No. 14582.United States Court of Appeals, Eighth Circuit.
December 12, 1952.
James R. Anderson, St. Louis, Mo., (Edward C. Koeneman, St. Louis, Mo., on the brief), for appellant.
Isadore A. Honig, Sp. Litigation Attorney, Office of Rent Stabilization, Washington, D.C. (Ed Dupree, General Counsel, A.M. Edwards, Jr., Asst. General Counsel, and Nathan Siegel, Solicitor, Washington, D.C., on the brief), for appellee.
Before SANBORN, RIDDICK, and COLLET, Circuit Judges.
RIDDICK, Circuit Judge.
This is an appeal from a judgment in an action brought by the United States under the Housing and Rent Act of 1947, as amended, 50 U.S.C.A.Appendix, §§ 1881-1902, charging appellant with violations of sections 204 and 206 of the Act in the collection of rents in excess of the maximum allowable from certain named occupants of housing accommodations in St. Louis, Missouri. In conformity with the prayer of the complaint the District Court entered a judgment requiring appellant to make restitution of overcharges to eight of the occupants of the housing accommodations operated by appellant, awarding the United States damages in twice the amount of the overcharges for the year preceding the action, and restraining further violations of the Act. This appeal challenges the judgment of the District Court insofar as it ordered restitution to six of the named occupants of the housing accommodations and awarded judgment in favor of the United States because of the overcharges to those occupants.
Six of the persons named in the complaint as having occupied the housing accommodations involved in the action were married women. Each testified on direct examination that she paid to the appellant rent in the sum set out in the complaint for the period alleged in the complaint, and that during that period she occupied the premises. Appellant offered no evidence to dispute the testimony of any of these witnesses, nor did she question the maximum allowable rent for any of the housing accommodations.
On this evidence the District Court found as to each of the married women named in the complaint that the relationship of landlord and tenant between her and the appellant existed in respect to the described premises during the period alleged in the complaint, and that each paid to the appellant rent in excess of the maximum allowable as charged in the complaint.
For reversal appellant contends that the evidence was not sufficient to establish the relation of landlord and tenant under Missouri law as between the married women and appellant, that Missouri law is controlling, and that for the reason stated the judgment of the trial court as to these occupants of appellant’s housing accommodations is erroneous. The sole basis for this contention is the admission on cross-examination of five of the women that during the time they occupied the housing accommodations they were married and living with their husbands.

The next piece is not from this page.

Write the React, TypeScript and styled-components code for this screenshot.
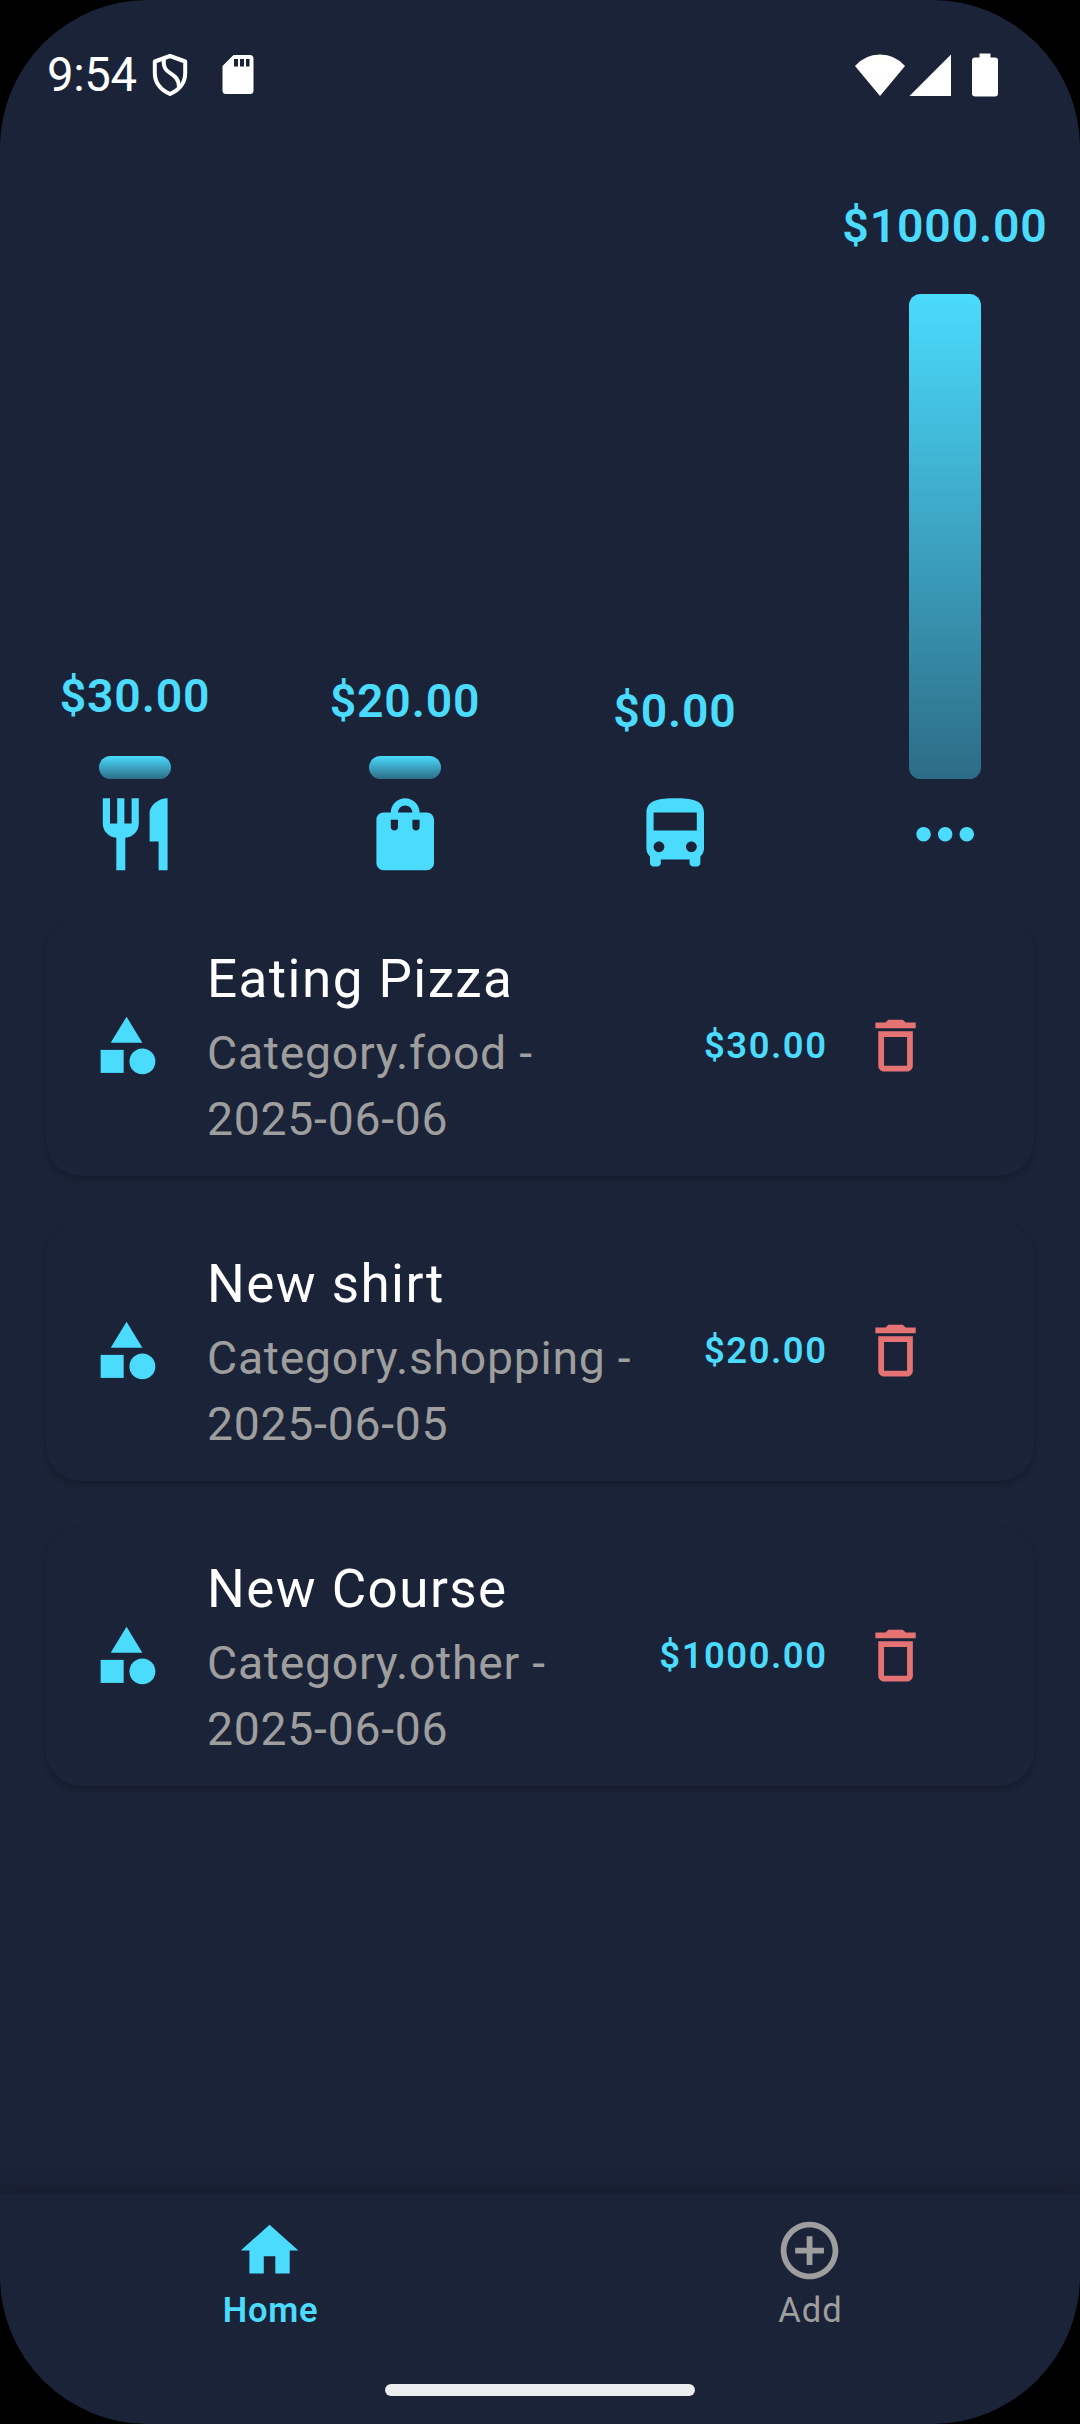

Nothing in Haumueller v. Ackermann, 150 Mo.App. 141, 130 S.W. 91, the sole Missouri case relied on by appellant, supports the rule that under the Missouri law of landlord and tenant a married woman living with her husband may not be a tenant of the premises occupied by
them. See Esker v. Davis, Mo.App., 207 S.W.2d 798; 10 Mo.R.S.A. § 3385, V.A.M.S. § 451.290. But, in any event, the Missouri law of landlord and tenant is wholly irrelevant. The meaning of the Housing and Rent Act of 1947 presents a question of statutory interpretation determined by Federal law. Woods v. Petchell, 8 Cir., 175 F.2d 202; Woods v. Krizan, 8 Cir., 176 F.2d 667. Proof of the formal relation of landlord and tenant is not necessary in actions to enforce the provisions of the Act. Smith v. Woods, 5 Cir., 178 F.2d 467. That Congress was not concerned with the refinements of the law of landlord and tenant is apparent from the language of the Act. Section 206(a) of the Act provides:
“It shall be unlawful for any person to demand, accept, receive, or retain any rent for the use or occupancy of any controlled housing accommodations in excess of the maximum rent prescribed * * *.”
Section 205 in part provides that:
“Any person who demands, accepts, receives, or retains any payment of rent in excess of the maximum rent prescribed under the provisions of this Act * * * shall be liable to the person from whom such payment is demanded, accepted, received, * * *.”
The courts have uniformly held that these enforcement provisions of the Act “are not conditioned upon a finding of the relation of landlord and tenant.” Forat v. Rauer, 2 Cir., 192 F.2d 861, 862; Co-Efficient Foundation v. Woods, 5 Cir., 171 F.2d 691, 696. And see Woods v. Petchell and Woods v. Krizan, supra. The question before the District Court in this case was whether the appellant had demanded and received from the occupants of the housing accommodations controlled by her rents in excess of the maximum permitted by law. On this question there is no dispute in the evidence. The court’s findings of fact are conclusive here. United States v. Beatty, 8 Cir., 192 F.2d 945.